Set up of an in vitro platform for the study of the therapeutic potential of helminth molecules against viruses

[Background] Helminth parasites like the trematode Fasciola hepatica, a veterinary parasite with an important zoonotic potential, have adapted to their mammalian hosts during long co-evolution processes by establishing host-parasite relationships that modulate different aspects of the host physiology. In line with this, previous data from our lab showed that F. hepatica newly excysted juveniles (FhNEJ) modulate cellular routes within host cells related to vesiclemediated transport and components of the innate immune response, which could potentially be relevant during the course of viral infections. Therefore, the aim of the present study was to set up an in vitro platform based on the use of viral particles pseudotyped with the envelope protein of highly pathogenic human viruses to screen for the capability of F. hepatica molecules to alter their infective potential.
[Methods] We produced viral particles derived from the vesicular-stomatitis virus (VSV) pseudotyped with Spike, the envelope protein of the recently emerged severe acute respiratory syndrome 2 (SARS-CoV-2), to test for the applicability of this in vitro platform, and validated the results using genuine SARS-CoV-2 infections in Vero cells. Results: Our compound screen revealed that a tegument-enriched antigenic fraction of FhNEJ contains proteins with antiviral potential against both Spike-pseudotyped VSV viral particles and live SARS-CoV-2.
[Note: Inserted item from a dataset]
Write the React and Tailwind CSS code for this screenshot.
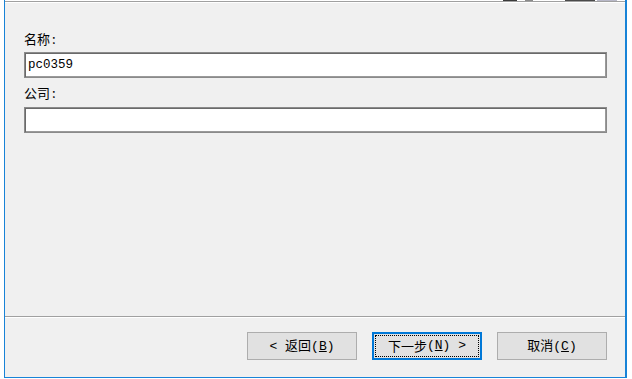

[Conclusions] First, our results revealed that FhNEJ express molecules that are capable of mediating virus entry and/or replication of SARS-CoV-2 virus and potentially other enveloped viruses with zoonotic potential. Second, our results evidenced that the in vitro platform that we established for virus pseudotyping is valid for the interrogation of antiviral molecules from F. hepatica. Altogether, this platform could lead to the identification of antiviral molecules in helminth parasites and encourage their production in a safe, synthetic format for their application as therapeutics against viruses of growing public health concern.